I have seen people die in a wide range of ways. I have seen people that have burned to death, been shot, been stabbed, been in a car wreck, air plane crash, perhaps others that I cant think of right now, but those are the ones that stick in my head. Actually only a few are stuck in my head, the others are fuzzy memories. None of them ever bothered me. I remember thinking that it was odd to not be bothered by my first one; by the sight of a burned and mangled body that was a person at one time. I remember his face and eyes when he actually died. But it seemed good in some messed up way. He was horribly hurt, he should have died. It was “right” that he died. Even though he died a violent death, it seemed like the right thing.

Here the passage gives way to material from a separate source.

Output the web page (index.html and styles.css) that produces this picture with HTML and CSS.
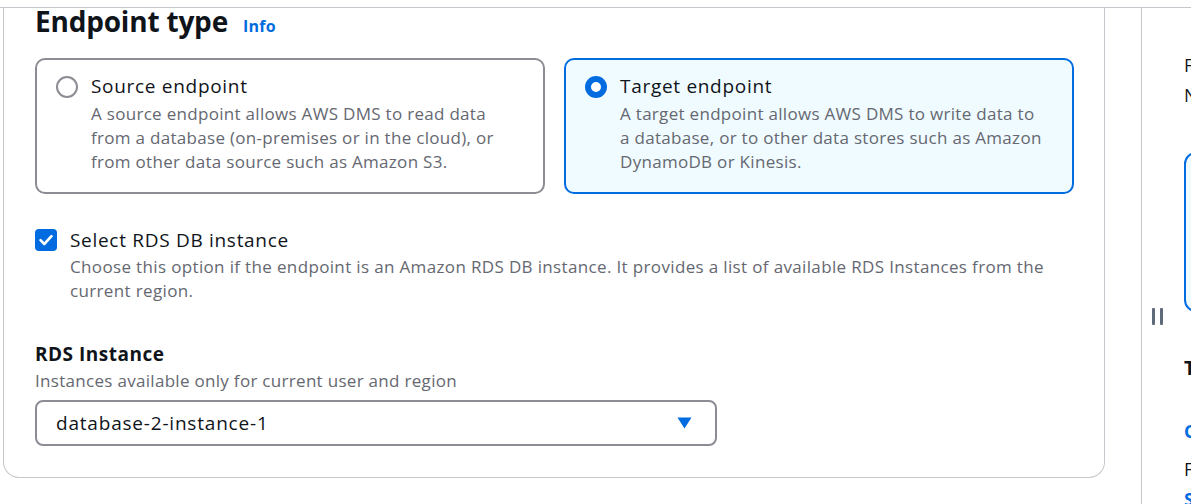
FILE: index.html
```html
<!DOCTYPE html>
<html lang="en">
<head>
<meta charset="utf-8">
<title>Endpoint type</title>
<link rel="stylesheet" href="styles.css">
</head>
<body>
<div class="page">
  <main class="main">
    <section class="container">
      <h2 class="heading">Endpoint type <a class="info" href="#">Info</a></h2>

      <div class="tiles">
        <label class="tile">
          <span class="radio"></span>
          <span class="tile-body">
            <span class="tile-title">Source endpoint</span>
            <span class="tile-desc">A source endpoint allows AWS DMS to read data from a database (on-premises or in the cloud), or from other data source such as Amazon S3.</span>
          </span>
        </label>
        <label class="tile tile-selected">
          <span class="radio radio-checked"></span>
          <span class="tile-body">
            <span class="tile-title">Target endpoint</span>
            <span class="tile-desc">A target endpoint allows AWS DMS to write data to a database, or to other data stores such as Amazon DynamoDB or Kinesis.</span>
          </span>
        </label>
      </div>

      <div class="check-row">
        <span class="checkbox">
          <svg width="22" height="22" viewBox="0 0 22 22"><path d="M5.5 11.2 L9.3 15 L16.5 7.2" fill="none" stroke="#ffffff" stroke-width="2.6" stroke-linecap="round" stroke-linejoin="round"/></svg>
        </span>
        <div class="check-body">
          <div class="check-label">Select RDS DB instance</div>
          <div class="check-desc">Choose this option if the endpoint is an Amazon RDS DB instance. It provides a list of available RDS Instances from the current region.</div>
        </div>
      </div>

      <div class="field">
        <div class="field-label">RDS Instance</div>
        <div class="field-desc">Instances available only for current user and region</div>
        <div class="select">
          <span class="select-value">database-2-instance-1</span>
          <svg class="caret" width="15" height="12" viewBox="0 0 15 12"><path d="M0.5 0.5 H14.5 L7.5 11.5 Z" fill="#006ce0"/></svg>
        </div>
      </div>
    </section>
  </main>

  <aside class="side">
    <span class="handle"><span class="bar"></span><span class="bar"></span></span>
    <div class="side-line side-first">Features</div>
    <div class="side-line">New</div>
    <div class="side-box"></div>
    <div class="side-title">Tags</div>
    <div class="side-link">Create</div>
    <div class="side-text">For</div>
    <div class="side-link side-last">See</div>
  </aside>
</div>
</body>
</html>
```

FILE: styles.css
```css
* { box-sizing: border-box; }

html, body {
  margin: 0;
  padding: 0;
  background: #ffffff;
}

body {
  font-family: "Open Sans", "Noto Sans", sans-serif;
  color: #0f141a;
  width: 1191px;
  height: 504px;
  overflow: hidden;
}

.page {
  margin-top: 7px;
  border-top: 1px solid #c6c6cd;
  display: grid;
  grid-template-columns: 1141px 50px;
  height: 497px;
}

.main {
  padding-left: 3px;
}

.container {
  width: 1102px;
  border: 1px solid #c6c6cd;
  border-top: none;
  border-radius: 0 0 16px 16px;
  padding: 0 30px 31px 31px;
}

.heading {
  margin: 0;
  font-size: 28px;
  line-height: 26px;
  font-weight: 700;
  letter-spacing: -0.2px;
}

.info {
  font-size: 16px;
  line-height: 1;
  font-weight: 700;
  color: #006ce0;
  text-decoration: none;
  margin-left: 8px;
  letter-spacing: 0.2px;
}

.tiles {
  margin-top: 24px;
  display: grid;
  grid-template-columns: 1fr 1fr;
  gap: 19px;
}

.tile {
  display: flex;
  gap: 13px;
  border: 2px solid #8c8c94;
  border-radius: 10px;
  padding: 14px 29px 18px 19px;
  background: #ffffff;
}

.tile-selected {
  border-color: #006ce0;
  background: #f0fbff;
}

.radio {
  flex: 0 0 22px;
  width: 22px;
  height: 22px;
  margin-top: 2px;
  border: 2px solid #8c8c94;
  border-radius: 50%;
  background: #ffffff;
}

.radio-checked {
  border: 6px solid #006ce0;
}

.tile-body {
  display: flex;
  flex-direction: column;
}

.tile-title {
  font-size: 19px;
  line-height: 24px;
  letter-spacing: 0.7px;
}

.tile-desc {
  margin-top: 4px;
  font-size: 17px;
  line-height: 24px;
  letter-spacing: 0.3px;
  color: #656871;
}

.check-row {
  margin-top: 34px;
  display: flex;
  gap: 13px;
}

.checkbox {
  flex: 0 0 22px;
  width: 22px;
  height: 22px;
  margin-top: 1px;
  background: #006ce0;
  border-radius: 4px;
  display: block;
}

.checkbox svg { display: block; }

.check-label {
  font-size: 19px;
  line-height: 24px;
  letter-spacing: 0.7px;
}

.check-desc {
  margin-top: 3px;
  font-size: 17px;
  line-height: 24px;
  letter-spacing: 0.35px;
  color: #656871;
}

.field {
  margin-top: 39px;
}

.field-label {
  font-size: 19px;
  line-height: 24px;
  font-weight: 700;
  letter-spacing: 0.5px;
}

.field-desc {
  margin-top: 3px;
  font-size: 17px;
  line-height: 24px;
  letter-spacing: 0.3px;
  color: #656871;
}

.select {
  margin-top: 7px;
  width: 682px;
  height: 46px;
  border: 2px solid #8c8c94;
  border-radius: 8px;
  padding: 0 23px 0 19px;
  display: flex;
  align-items: center;
  justify-content: space-between;
}

.select-value {
  font-size: 19px;
  line-height: 24px;
  letter-spacing: 0.8px;
}

.caret { display: block; }

.side {
  position: relative;
  border-left: 1px solid #c6c6cd;
  padding-left: 42px;
  overflow: hidden;
  white-space: nowrap;
}

.handle {
  position: absolute;
  left: 10px;
  top: 300px;
  display: flex;
  gap: 5px;
}

.bar {
  width: 3px;
  height: 17px;
  background: #5f6b7a;
  border-radius: 1px;
}

.side-line {
  font-size: 18px;
  line-height: 30px;
}

.side-first {
  margin-top: 42px;
}

.side-box {
  margin-top: 42px;
  width: 200px;
  height: 160px;
  border: 2px solid #006ce0;
  border-radius: 12px;
  background: #f0fbff;
}

.side-title {
  margin-top: 42px;
  font-size: 20px;
  line-height: 28px;
  font-weight: 700;
}

.side-link {
  margin-top: 37px;
  font-size: 18px;
  line-height: 24px;
  color: #006ce0;
  font-weight: 700;
}

.side-text {
  margin-top: 14px;
  font-size: 18px;
  line-height: 24px;
}

.side-last {
  margin-top: 6px;
}
```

The gomer’s death is not right. There is nothing right about it. It was violent and un-natural. I watched him dieing. I left the hospital and went home. I went for a run and was pondering on the run about what this was, about what I was feeling. The thing that makes me stop and just never want go back is that what I really wanted to do was to go back and take a big dose of morphine or epi and just put the guy out. I wanted to kill him. I wanted for him to die, to just slip into a nice peaceful sleep and not wake up. A movie death. Anything except what was really happening to him.

Part of me is really in turmoil over this. What do my desires say about me as a person? I feel HUGLY guilty over my thoughts, yet they are what they are. It was a huge and primal thought process.

No, I am not cracking up in a bad way but this experience has changed me. I don’t like the ICU. I feel somewhat like the garbage man of a hospital. Send me your trash and I will make sure that they leave in a nice neat bag.

Humm, no, I am not bitter at all.

2 comments:

EC said...

Heavy stuff to deal with. I think that your words indicate a person inside. A person who is complex and conflicted and that regardless of your distaste for this rotation, it is letting you learn more about yourself (perhaps more than you wanted to know right now, but in the long run a good amount).
I would like someone thoughtful like you for my PA.

Andrea said...

How traumatizing for you, for the patient! Makes you wonder what good it does to have and DNR/DNI order if it won't be followed.

My heart goes out to you. I agree wholeheartedly with EC.